The new restrictions come as Washington sees consistent increasing daily case counts, with over 2,000 cases a day over the weekend and average cases in the state doubling over the past two weeks.
Activities not included in the modified restrictions should follow current guidance. All K-12/higher education, child care, and courts and court-related proceedings are exempt from the new restrictions.
"This spike puts us in a more dangerous a position as we were in March," Inslee said during a news conference. "And it means, unfortunately, the time has come to reinstate restrictions on activities statewide to preserve the public's well-being and to save lives. These were very difficult decisions that have very real consequences to people's livelihoods. I recognize that and don't take those impacts lightly, but we must act now and act quickly to slow the spread of this disease."
The restrictions are statewide took effect Nov. 16, and will remain in effect until Monday, Dec. 14. The modified restrictions of restaurants took effect Wednesday, Nov. 18.
To help mitigate financial impacts on businesses and their employees, the state will commit $50 million in aid. Businesses can also apply for Paycheck Protection Plan forgivable loans from the Small Business Administration, or from their local bank.
If workers are kept in their jobs, the loans aren't required to be paid back.
"This is absolutely the right time to take action," said Dr. George Diaz, an Edmonds resident and infectious disease physician at Providence Regional Medical Center in Everett.

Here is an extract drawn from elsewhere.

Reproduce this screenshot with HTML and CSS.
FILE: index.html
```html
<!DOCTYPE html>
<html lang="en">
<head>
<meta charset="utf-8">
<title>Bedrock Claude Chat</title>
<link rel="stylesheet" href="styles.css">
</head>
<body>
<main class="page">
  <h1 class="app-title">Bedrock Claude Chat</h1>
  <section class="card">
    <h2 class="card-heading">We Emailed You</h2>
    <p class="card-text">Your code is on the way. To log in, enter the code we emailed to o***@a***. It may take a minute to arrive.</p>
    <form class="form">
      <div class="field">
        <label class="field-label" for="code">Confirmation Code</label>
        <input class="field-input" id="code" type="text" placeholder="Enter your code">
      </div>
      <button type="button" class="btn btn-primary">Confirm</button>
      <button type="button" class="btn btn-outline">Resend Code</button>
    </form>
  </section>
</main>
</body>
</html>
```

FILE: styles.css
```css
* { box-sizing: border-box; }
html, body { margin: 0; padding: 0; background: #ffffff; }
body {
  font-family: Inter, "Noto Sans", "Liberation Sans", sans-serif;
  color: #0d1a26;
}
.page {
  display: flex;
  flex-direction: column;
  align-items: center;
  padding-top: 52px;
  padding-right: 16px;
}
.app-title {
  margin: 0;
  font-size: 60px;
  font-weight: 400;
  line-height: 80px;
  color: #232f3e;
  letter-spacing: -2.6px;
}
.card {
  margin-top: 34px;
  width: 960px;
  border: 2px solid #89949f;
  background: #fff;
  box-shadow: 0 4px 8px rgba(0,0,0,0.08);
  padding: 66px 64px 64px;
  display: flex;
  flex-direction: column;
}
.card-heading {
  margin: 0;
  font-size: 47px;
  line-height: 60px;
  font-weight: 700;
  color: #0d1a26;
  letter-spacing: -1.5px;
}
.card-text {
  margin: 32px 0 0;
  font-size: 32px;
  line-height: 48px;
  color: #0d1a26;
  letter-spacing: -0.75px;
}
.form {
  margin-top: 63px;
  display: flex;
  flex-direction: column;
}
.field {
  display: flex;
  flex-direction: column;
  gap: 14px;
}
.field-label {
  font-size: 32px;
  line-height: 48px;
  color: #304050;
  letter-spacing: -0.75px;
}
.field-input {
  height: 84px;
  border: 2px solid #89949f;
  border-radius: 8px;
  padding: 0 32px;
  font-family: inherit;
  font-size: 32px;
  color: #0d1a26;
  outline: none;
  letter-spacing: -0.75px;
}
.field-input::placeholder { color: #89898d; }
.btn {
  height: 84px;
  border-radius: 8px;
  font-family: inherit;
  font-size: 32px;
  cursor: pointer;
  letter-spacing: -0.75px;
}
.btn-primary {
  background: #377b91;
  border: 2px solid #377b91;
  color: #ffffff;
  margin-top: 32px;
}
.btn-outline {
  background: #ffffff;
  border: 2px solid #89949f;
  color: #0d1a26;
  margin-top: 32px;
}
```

"It will save the lives of many Washingtonians, provide relief to our most precious resources, which are our frontline health-care workers, and allow us to continue to provide the full array of medical and surgical care that our state needs."

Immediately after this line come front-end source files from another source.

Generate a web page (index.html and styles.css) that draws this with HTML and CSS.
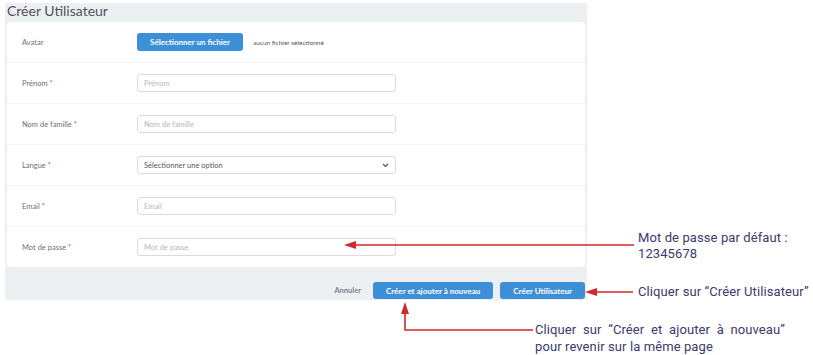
FILE: index.html
```html
<!DOCTYPE html>
<html lang="fr">
<head>
    <meta charset="UTF-8">
    <title>Créer Utilisateur</title>
    <link rel="stylesheet" href="styles.css">
</head>
<body>
    <div class="page">
        <h1 class="title">Créer Utilisateur</h1>

        <form class="card">
            <div class="row">
                <label class="label">Avatar</label>
                <div class="field">
                    <button type="button" class="btn">Sélectionner un fichier</button>
                    <span class="file-name">aucun fichier sélectionné</span>
                </div>
            </div>
            <div class="row">
                <label class="label">Prénom <b>*</b></label>
                <div class="field"><input class="input" placeholder="Prénom"></div>
            </div>
            <div class="row">
                <label class="label">Nom de famille <b>*</b></label>
                <div class="field"><input class="input" placeholder="Nom de famille"></div>
            </div>
            <div class="row">
                <label class="label">Langue <b>*</b></label>
                <div class="field">
                    <div class="input select">
                        <span>Sélectionner une option</span>
                        <svg width="7" height="5" viewBox="0 0 7 5"><path d="M1 1l2.5 2.5L6 1" fill="none" stroke="#555" stroke-width="1.2"/></svg>
                    </div>
                </div>
            </div>
            <div class="row">
                <label class="label">Email <b>*</b></label>
                <div class="field"><input class="input" placeholder="Email"></div>
            </div>
            <div class="row">
                <label class="label">Mot de passe <b>*</b></label>
                <div class="field"><input class="input" placeholder="Mot de passe"></div>
            </div>
        </form>

        <div class="actions">
            <a href="#" class="cancel">Annuler</a>
            <button type="button" class="btn">Créer et ajouter à nouveau</button>
            <button type="button" class="btn">Créer Utilisateur</button>
        </div>
    </div>

    <!-- annotations -->
    <svg class="arrows" width="813" height="355" viewBox="0 0 813 355">
        <g stroke="#d0282d" stroke-width="1.6" fill="none">
            <path d="M634 245H352"/>
            <path d="M633 292H593"/>
            <path d="M533 330H405V310"/>
        </g>
        <g fill="#d0282d">
            <path d="M344 245l12 -4v8z"/>
            <path d="M585 292l12 -4v8z"/>
            <path d="M405 302l-4 12h8z"/>
        </g>
    </svg>
    <p class="note note-pass">Mot de passe par défaut :<br>12345678</p>
    <p class="note note-create">Cliquer sur “Créer Utilisateur”</p>
    <p class="note note-again">Cliquer&nbsp; sur&nbsp; “Créer&nbsp; et&nbsp; ajouter&nbsp; à&nbsp; nouveau”<br>pour revenir sur la même page</p>
</body>
</html>
```

FILE: styles.css
```css
/* reset */
* {
    margin: 0;
    padding: 0;
    box-sizing: border-box;
}

body {
    background: #ffffff;
    font-family: Lato, 'Open Sans', sans-serif;
    position: relative;
    width: 813px;
    height: 355px;
    overflow: hidden;
}

/* gray panel */
.page {
    margin: 3px 0 0 5px;
    width: 582px;
    height: 297px;
    background: #edf0f3;
}

.title {
    font-size: 14px;
    font-weight: 400;
    color: #4e5157;
    line-height: 14px;
    padding: 1px 0 0 2px;
    height: 19px;
}

/* form card */
.card {
    margin: 0 2px;
    background: #ffffff;
    border-radius: 4px;
}

.row {
    display: flex;
    align-items: center;
    height: 41px;
    padding-left: 15px;
    border-bottom: 1px solid #f3f4f6;
}

.row:last-child {
    border-bottom: none;
    height: 40px;
}

.label {
    width: 115px;
    font-size: 7.5px;
    color: #6b6f76;
}

.label b {
    color: #e0565b;
    font-weight: 400;
}

.field {
    display: flex;
    align-items: center;
}

.input {
    width: 259px;
    height: 18px;
    border: 1px solid #d9dde3;
    border-radius: 3px;
    padding: 0 6px;
    font-family: inherit;
    font-size: 7.5px;
    color: #555;
    background: #fff;
    outline: none;
}

.input::placeholder {
    color: #b3b7bd;
}

.select {
    display: flex;
    align-items: center;
    justify-content: space-between;
    color: #55585e;
}

/* blue buttons */
.btn {
    height: 18px;
    padding: 0 13px;
    border: none;
    border-radius: 3px;
    background: #3d8fd8;
    color: #ffffff;
    font-family: inherit;
    font-size: 8px;
    font-weight: 700;
}

.file-name {
    margin-left: 10px;
    font-size: 6.5px;
    color: #555;
}

/* footer actions */
.actions {
    display: flex;
    justify-content: flex-end;
    align-items: center;
    gap: 7px;
    padding: 15px 2px 0 0;
}

.actions .btn {
    height: 17px;
}

.cancel {
    font-size: 7.5px;
    font-weight: 700;
    color: #7a7e85;
    text-decoration: none;
    margin-right: 5px;
}

/* annotation layer */
.arrows {
    position: absolute;
    left: 0;
    top: 0;
}

.note {
    position: absolute;
    font-family: Roboto, 'Noto Sans', sans-serif;
    font-size: 13px;
    letter-spacing: 0.1px;
    line-height: 16px;
    color: #3b3a6b;
    white-space: nowrap;
}

.note-pass {
    left: 638px;
    top: 230px;
}

.note-create {
    left: 638px;
    top: 284px;
}

.note-again {
    left: 535px;
    top: 321px;
    line-height: 17px;
}
```
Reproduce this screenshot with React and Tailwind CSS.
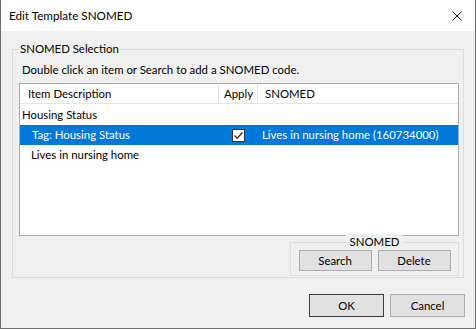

Indoor gatherings have been one of the biggest driving factors of COVID-19 spikes in Washington and nationwide, Inslee said. Because of this, indoor gatherings with people outside the household will be prohibited unless they quarantine for the 14 days prior to the social gathering or quarantine for the seven days prior to the gathering, and receive a negative COVID-19 test result no more than 48 hours prior to the gathering. Outdoor gatherings are limited to no more than five people.

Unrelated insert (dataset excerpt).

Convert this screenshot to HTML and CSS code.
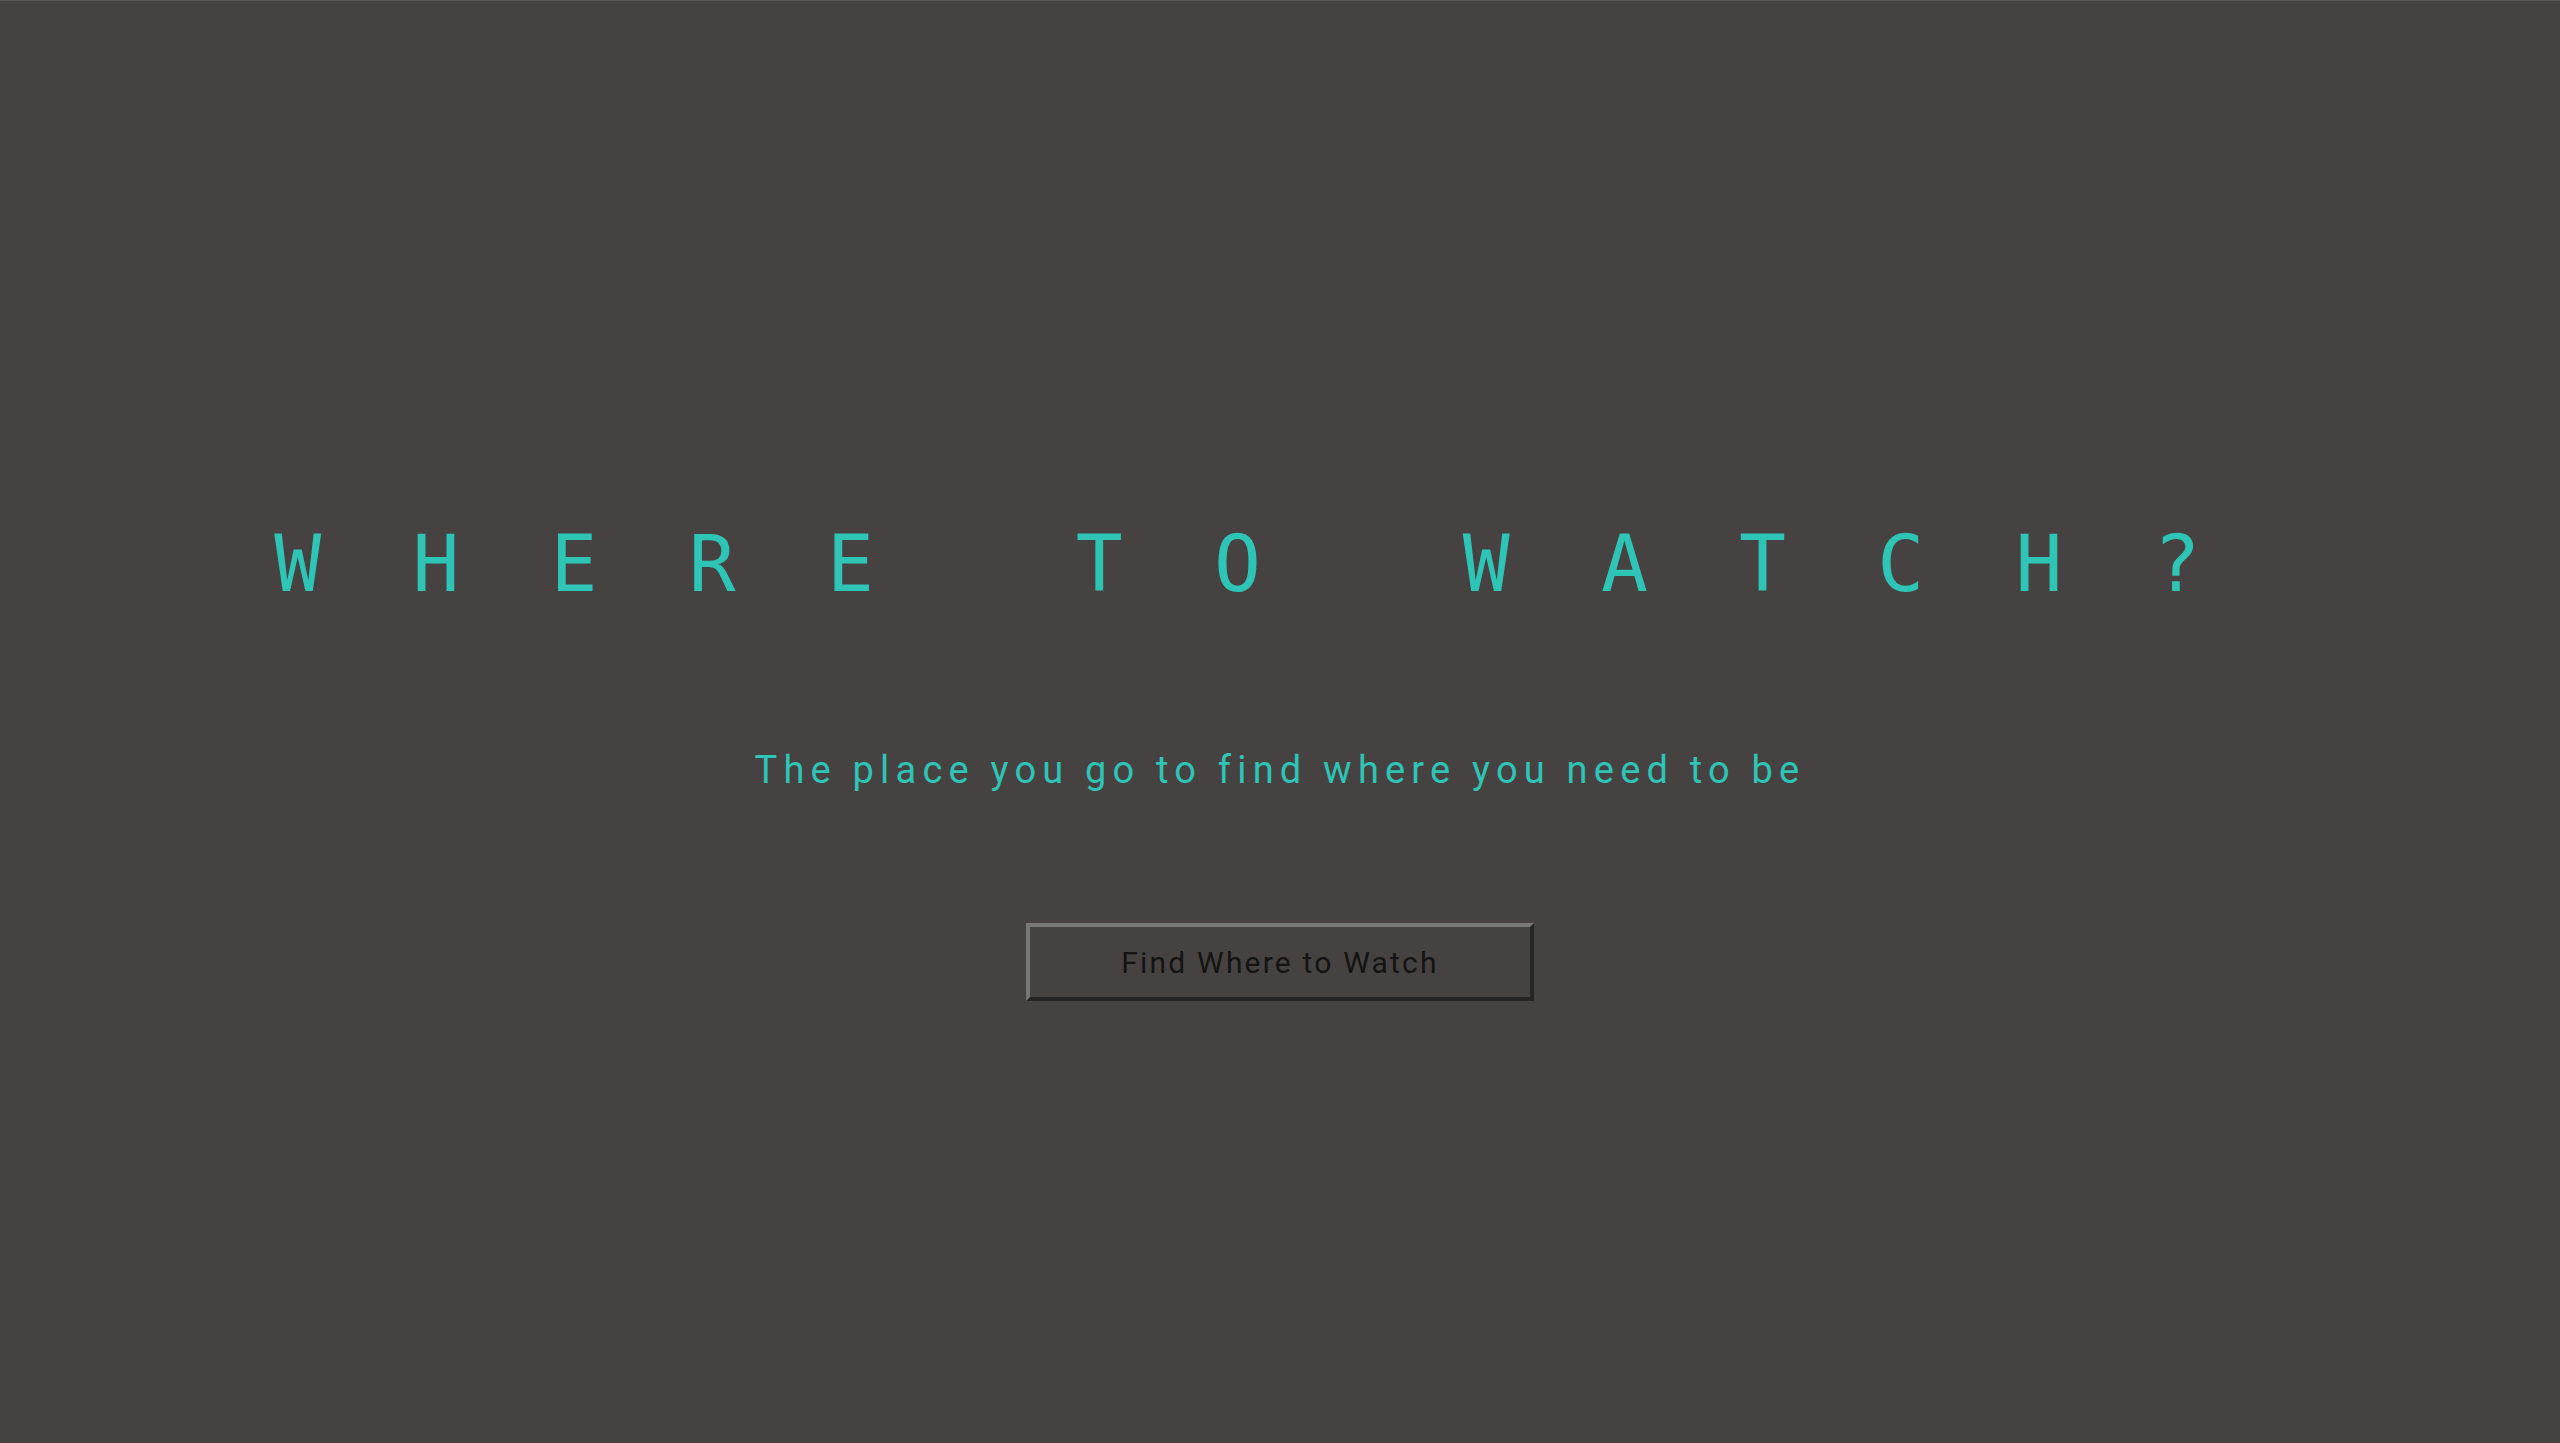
FILE: index.html
```html
<!DOCTYPE html>
<html lang="en">
<head>
<meta charset="utf-8">
<title>Where to Watch?</title>
<link rel="stylesheet" href="styles.css">
</head>
<body>
<main class="page">
  <h1 class="title">WHERE TO WATCH?</h1>
  <p class="tagline">The place you go to find where you need to be</p>
  <button class="cta" type="button">Find Where to Watch</button>
</main>
</body>
</html>
```

FILE: styles.css
```css
html, body {
  margin: 0;
  padding: 0;
  background: #464241;
}

.page {
  box-sizing: border-box;
  min-height: 100vh;
  border-top: 1px solid #5a5858;
  background: #464241;
  display: flex;
  flex-direction: column;
  align-items: center;
  padding-top: 524px;
}

.title {
  margin: 0;
  padding-left: 6px;
  font-family: "DejaVu Sans Mono", monospace;
  font-weight: normal;
  font-size: 78px;
  line-height: 1;
  letter-spacing: 91.2px;
  word-spacing: -27.5px;
  color: #2ec4b6;
  white-space: nowrap;
}

.tagline {
  margin: 148px 0 0;
  font-family: Roboto, "Noto Sans", sans-serif;
  font-size: 38px;
  line-height: 1;
  letter-spacing: 6.2px;
  color: #2ec4b6;
  white-space: nowrap;
}

.cta {
  margin-top: 134px;
  box-sizing: border-box;
  width: 508px;
  height: 78px;
  padding: 0;
  background: #464241;
  border-width: 4px;
  border-style: solid;
  border-color: #787878 #252525 #252525 #787878;
  font-family: Roboto, "Noto Sans", sans-serif;
  font-size: 30px;
  letter-spacing: 2.2px;
  color: #141414;
  cursor: pointer;
}
```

For long-term care facilities, only outdoor visits will be allowed. Indoor visits may be permitted for essential support persons or end-of-life care.
Restaurants and retail
Restaurants and bars will be closed for indoor service, with to-go services and restricted outdoor dining allowed.
In-store retail, grocery stores and personal services are limited to 25% of occupancy and must close any congregate areas.
Religious services, weddings, funerals
Religious services will be limited to 25% indoor capacity or 200 people, whichever is less, and choirs, bands or ensembles are prohibited from performing.
Wedding and funeral ceremonies can go on with limited attendance, but receptions of any size are prohibited indoors.
Entertainment and fitness
Indoor service will be closed at fitness facilities and gyms, and youth and adult amateur sporting activities are limited to outdoors only with facial coverings.
Bowling alleys, museums, zoos, aquariums, and movie theaters will be closed for indoor services.
"We understand that this is both an economic and a public health crisis. We do not take lightly the impact these restrictions will have on local businesses, many of which have already had a very difficult year. You are not alone, and we will continue to provide supports," Inslee said.
"There is light at the end of this tunnel. We will continue to fight, adapt and persevere. It may be months before we're totally out of the clear, but medical advances are putting us closer to the goal of restoring all activities eventually. For now, we have to keep everyone's interests in mind and take steps that protect all Washingtonians."